The US Court of Appeals for the Tenth Circuit, in its opinion in Direct Marketing Association (DMA) v. Brohl (No. 12-1175), has upheld Colorado's law on notice and reporting requirements for internet purchases, and may have provided a means by which other states could also collect more sales taxes.

Absent action by Congress to pass the Marketplace Fairness Act, which would allow US states to impose sales taxes on internet purchases made from online retailers outside their borders but which has been delayed by political opposition, the only legal source of guidance on this issue remains the 1992 pre-internet sales boom ruling by the US Supreme Court in the "Quill" case. That case established the "physical presence" test, where retailers are only required to collect sales tax in states where they also have bricks-and-mortar stores, and also decided that only Congress has the authority to regulate interstate commerce under the Commerce Clause of the US Constitution.

In an attempt to circumvent the Quill decision, Colorado enacted a law in 2010 that imposes three obligations on retailers that do not collect sales taxes – "non-collecting retailers."

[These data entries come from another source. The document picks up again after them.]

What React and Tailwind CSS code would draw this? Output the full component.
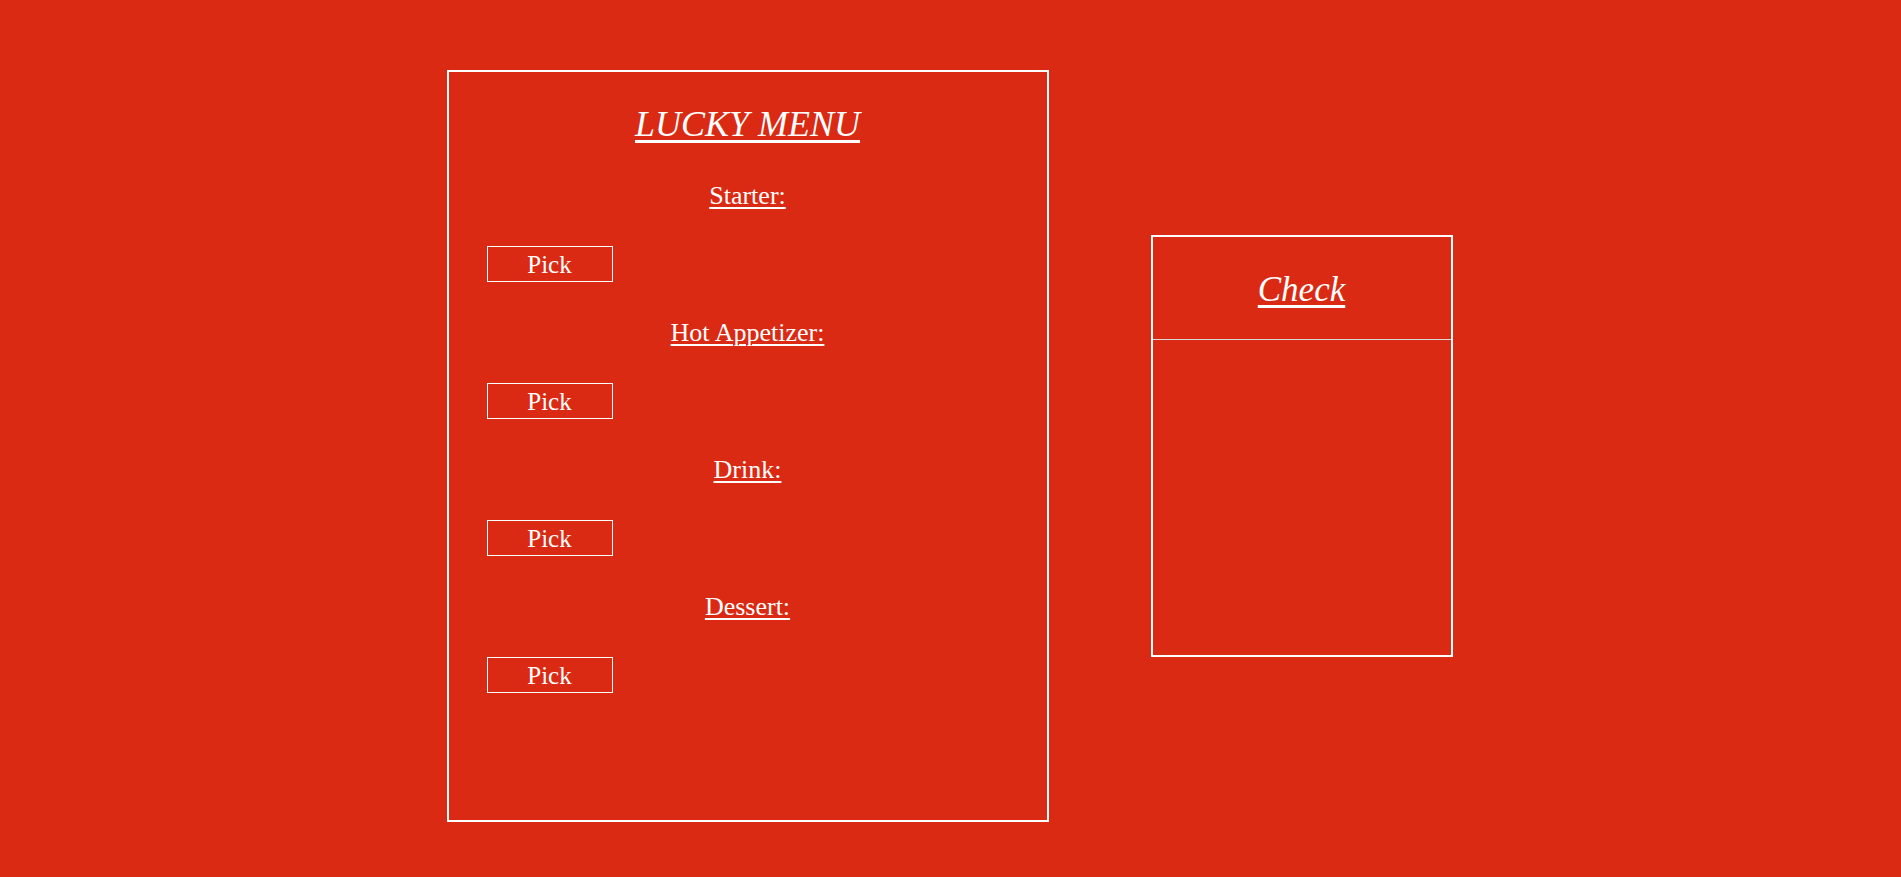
const courses = ['Starter:', 'Hot Appetizer:', 'Drink:', 'Dessert:'];

function CourseRow({ label }) {
    return (
        <div className="flex flex-col gap-[38px]">
            <h3 className="text-center text-[26px] leading-[25px] underline decoration-2 underline-offset-[3px]">{label}</h3>
            <div className="pl-[38px]">
                <button className="w-[126px] h-[36px] border border-white text-[25px] leading-none text-white">
                    Pick
                </button>
            </div>
        </div>
    );
}

export default function App() {
    return (
        <div
            className="min-h-screen bg-[#da2a13] text-white flex justify-center items-center gap-[102px] pt-[70px] pb-[55px]"
            style={{ fontFamily: '"Liberation Serif", "DejaVu Serif", serif' }}
        >
            {/* Menu card */}
            <div className="w-[602px] h-[752px] border-2 border-white pt-[34px] -ml-[2px]">
                <h1 className="text-center text-[36px] leading-[36px] italic underline decoration-[3px] underline-offset-[4px] mb-[41px]">
                    LUCKY MENU
                </h1>
                <div className="flex flex-col gap-[38px]">
                    {courses.map((c) => (
                        <CourseRow key={c} label={c} />
                    ))}
                </div>
            </div>

            {/* Check card */}
            <div className="w-[302px] h-[422px] border-2 border-white">
                <div className="h-[103px] border-b border-[#d8d8d8] pt-[35px]">
                    <h2 className="text-center text-[35px] leading-[35px] italic underline decoration-[3px] underline-offset-[4px]">
                        Check
                    </h2>
                </div>
            </div>
        </div>
    );
}
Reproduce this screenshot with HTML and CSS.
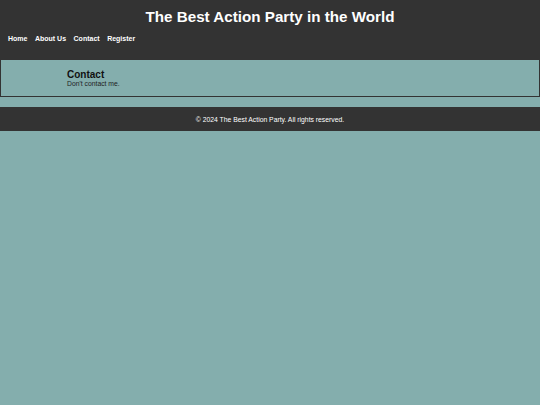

Under the law, online retailers have to send a "transactional notice" to Colorado purchasers informing them that they may be subject to Colorado's sales tax. Additionally, online retailers must send an "annual purchase summary" to those who buy goods from the retailer totaling more than USD500, listing dates, categories, and amounts of purchases, to remind them of their obligation to pay sales taxes on those purchases.

In addition, online retailers are required to send the state government an annual "customer information report" listing their customers' names, addresses, and total amounts spent.

However, DMA filed a challenge to the Colorado law and convinced a district court that it violates the Commerce Clause because it discriminates against, and unduly burdens, interstate commerce.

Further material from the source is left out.